◆ THE EXERCISE: Output the material beneath this task exactly, images excluded.

(Stored dataset items)
-- Begin --

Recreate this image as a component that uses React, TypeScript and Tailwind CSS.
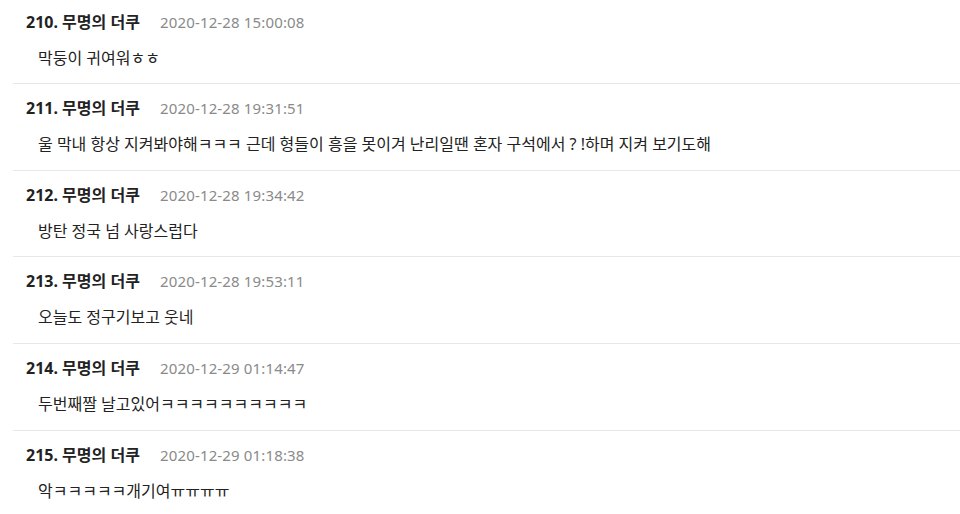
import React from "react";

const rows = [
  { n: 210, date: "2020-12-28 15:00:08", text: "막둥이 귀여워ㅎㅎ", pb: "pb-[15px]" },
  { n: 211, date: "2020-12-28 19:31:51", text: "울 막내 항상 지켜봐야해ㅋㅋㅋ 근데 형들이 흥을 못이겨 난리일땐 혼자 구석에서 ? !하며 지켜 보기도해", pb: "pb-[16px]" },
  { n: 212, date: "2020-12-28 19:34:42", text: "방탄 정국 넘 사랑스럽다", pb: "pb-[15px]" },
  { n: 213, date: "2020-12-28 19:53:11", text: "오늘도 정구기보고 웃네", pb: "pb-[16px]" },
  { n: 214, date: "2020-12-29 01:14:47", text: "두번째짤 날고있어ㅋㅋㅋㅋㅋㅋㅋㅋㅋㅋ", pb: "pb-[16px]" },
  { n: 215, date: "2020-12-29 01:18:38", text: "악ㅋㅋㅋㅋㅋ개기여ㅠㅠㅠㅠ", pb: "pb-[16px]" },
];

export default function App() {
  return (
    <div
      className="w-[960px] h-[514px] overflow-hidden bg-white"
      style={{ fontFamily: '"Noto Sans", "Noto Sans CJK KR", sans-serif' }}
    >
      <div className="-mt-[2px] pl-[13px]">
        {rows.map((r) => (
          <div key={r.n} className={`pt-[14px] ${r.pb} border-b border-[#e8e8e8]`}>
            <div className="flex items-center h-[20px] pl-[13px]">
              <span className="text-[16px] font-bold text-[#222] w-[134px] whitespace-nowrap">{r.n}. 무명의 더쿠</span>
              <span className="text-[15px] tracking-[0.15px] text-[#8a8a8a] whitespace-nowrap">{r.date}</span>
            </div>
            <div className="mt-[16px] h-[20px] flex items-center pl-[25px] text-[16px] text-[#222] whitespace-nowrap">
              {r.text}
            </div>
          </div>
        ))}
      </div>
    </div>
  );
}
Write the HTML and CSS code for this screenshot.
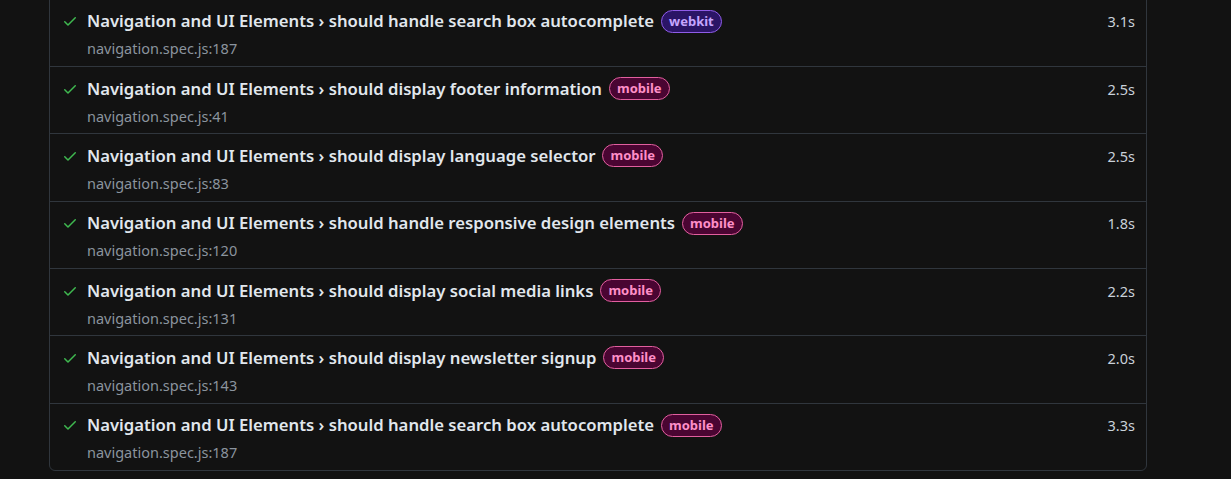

-- End --

◆ SOLUTION TO THE PROBLEM:
Recreate this image as a component that uses React, TypeScript and Tailwind CSS.
import React from "react";

const rows = [
  { n: 210, date: "2020-12-28 15:00:08", text: "막둥이 귀여워ㅎㅎ", pb: "pb-[15px]" },
  { n: 211, date: "2020-12-28 19:31:51", text: "울 막내 항상 지켜봐야해ㅋㅋㅋ 근데 형들이 흥을 못이겨 난리일땐 혼자 구석에서 ? !하며 지켜 보기도해", pb: "pb-[16px]" },
  { n: 212, date: "2020-12-28 19:34:42", text: "방탄 정국 넘 사랑스럽다", pb: "pb-[15px]" },
  { n: 213, date: "2020-12-28 19:53:11", text: "오늘도 정구기보고 웃네", pb: "pb-[16px]" },
  { n: 214, date: "2020-12-29 01:14:47", text: "두번째짤 날고있어ㅋㅋㅋㅋㅋㅋㅋㅋㅋㅋ", pb: "pb-[16px]" },
  { n: 215, date: "2020-12-29 01:18:38", text: "악ㅋㅋㅋㅋㅋ개기여ㅠㅠㅠㅠ", pb: "pb-[16px]" },
];

export default function App() {
  return (
    <div
      className="w-[960px] h-[514px] overflow-hidden bg-white"
      style={{ fontFamily: '"Noto Sans", "Noto Sans CJK KR", sans-serif' }}
    >
      <div className="-mt-[2px] pl-[13px]">
        {rows.map((r) => (
          <div key={r.n} className={`pt-[14px] ${r.pb} border-b border-[#e8e8e8]`}>
            <div className="flex items-center h-[20px] pl-[13px]">
              <span className="text-[16px] font-bold text-[#222] w-[134px] whitespace-nowrap">{r.n}. 무명의 더쿠</span>
              <span className="text-[15px] tracking-[0.15px] text-[#8a8a8a] whitespace-nowrap">{r.date}</span>
            </div>
            <div className="mt-[16px] h-[20px] flex items-center pl-[25px] text-[16px] text-[#222] whitespace-nowrap">
              {r.text}
            </div>
          </div>
        ))}
      </div>
    </div>
  );
}
Write the HTML and CSS code for this screenshot.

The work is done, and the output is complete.